MERIT: Multi-domain Efficient RAW Image Translation
Abstract
RAW images captured by different camera sensors exhibit substantial domain shifts due to varying spectral responses, noise characteristics, and tone behaviors, complicating their direct use in downstream vision tasks. Prior methods address this by training one-to-one RAW-to-RAW translators for each source-target domain pair, but such approaches do not scale to real-world scenarios with multiple cameras. We introduce MERIT, the first unified framework for multi-domain RAW image translation, which leverages a single model to perform translations across arbitrary camera domains. To address domain-specific noise discrepancies, we propose a sensor-aware noise modeling loss that explicitly aligns the signal-dependent noise statistics of the generated images with those of the target domain.

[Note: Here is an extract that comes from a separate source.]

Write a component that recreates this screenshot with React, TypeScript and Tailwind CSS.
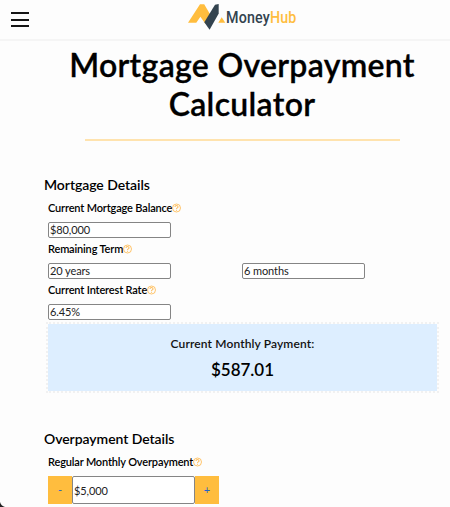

Additionally, we enhance the generator’s context modeling with a conditional multi-scale large kernel attention module, enabling efficient capture of both global illumination and fine-grained sensor cues. To support standardized evaluation, we construct MDRAW, a new dataset of paired and unpaired RAW images from five diverse camera sensors. Extensive experiments on existing and newly proposed benchmarks demonstrate that MERIT significantly outperforms prior models in both accuracy and scalability, offering a practical and generalizable solution to cross-domain RAW image harmonization.